Without fail, the first question that is asked when a system supporting ``intelligent'' information retrieval is proposed is, ``Why can't you just use a database?'' While making ``enemies'' with the database community would be neither productive nor have a real point, proponents of what is traditionally considered ``knowledge-based'' approaches must have ready answers to show what the advantages and disadvantages are in pursuing one or the other.
The basic answer to this question lies in the fundamental tradeoff in knowledge representation between expressibility and tractability [LB87]. A database system is a form of knowledge representation which is low on the expressive scale and high on the tractability scale, and this is their raison d'etre. One must understand when choosing to use a database that there is information - indeed, knowledge - which simply can't be expressed. On the same count, one must understand when using a more expressive representation that response for certain queries may be quite slow - indeed, the possibility that there will be no response does exist in some systems.
A simple example of the kind of useful knowledge that can not be represented with a database is the case of finding articles in a library. Consider the scenario where a user is looking for seminal papers on intelligent access to digital libraries, and finds the following entry in the database:
ARTICLE-01405:: TITLE: Knowledge Representation for Intelligent Information Retrieval AUTHOR: PERSON-11234 (Chris Welty) PUBLISHED-IN: PROCEEDINGS-54382 (Proceedings of the CAIA-94 Workshop on Intelligent Access to Digital Libraries)

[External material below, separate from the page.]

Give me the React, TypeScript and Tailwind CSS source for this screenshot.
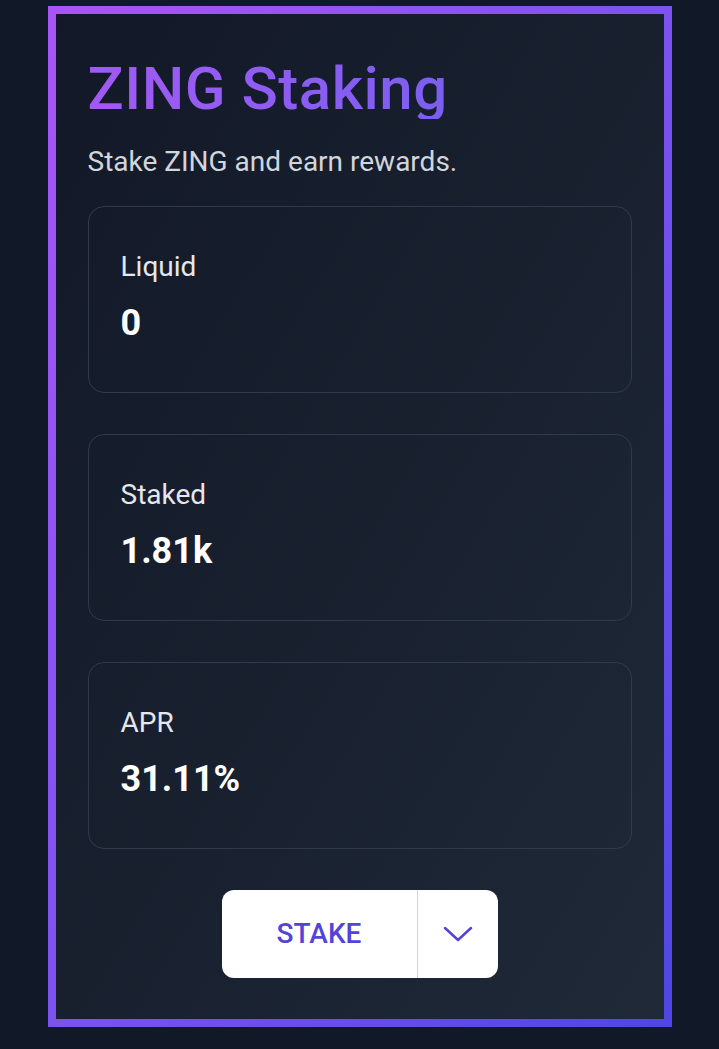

The user decides to pick up a copy of this paper in the library, and needs to know where to find it. The next step now requires some simple reasoning on the part of the user: Since the article is published in the proceedings, if I find the proceedings I can find the article. The user then looks up PROCEEDINGS-54382:
PROCEEDINGS-54382:: TITLE: Proceedings of the CAIA-94 Workshop on Intelligent Access to Digital Libraries LOCATION: /dl/data/proceedings/54832
Rather than requiring users make this inference, a more expressive KR system would allow that piece of knowledge to be represented as a rule, something like:
IF ?x published-in ?y AND ?y location ?z THEN ?x location ?z
If such a rule were represented, the entry for the article would appear with the proper location as a result of the initial query:
ARTICLE-01405:: TITLE: Knowledge Representation for Intelligent Information Retrieval AUTHOR: PERSON-11234 (Chris Welty) PUBLISHED-IN: PROCEEDINGS-54382 (Proceedings of the CAIA-94 Workshop on Intelligent Access to Digital Libraries) LOCATION: /dl/data/proceedings/54832
This is a very simple example for the purposes of illustration, and it may be well within the capability of most users to come up with it themselves, but the point is rather the fact that inference can not be represented in a database. A user must know that an article's location is the same as the location of the thing it is published in. A more expressive KR system allows the modeler to add that knowledge to the system so that the user doesn't have to know it. This is the essence of intelligent assistance.
There is clearly a performance issue introduced, as necessarily specified in the expressiveness/tractability tradeoff. The cost of performing inference for every entry processed may be fairly high. Some systems provide the capacity to attach rules only to specific entries, for example in the above case we might say the rule for inferring location should only be used for proceedings and books.
The amount of information available is going up exponentially, and the need for more intelligence in the representation will soon increase over the need for rapid retrieval - the more information there is in the library, the more knowledge will be needed to find things. If users are expected to have that knowledge in order to find the information they want, many will not be able to find it. The survival of digital library technology will be dependent on making as much of the information accessible with as little as possible required on the part of the user. The tradeoff must be balanced, however: too much expressiveness will have the same negative effect as too little, due to increased performance problems.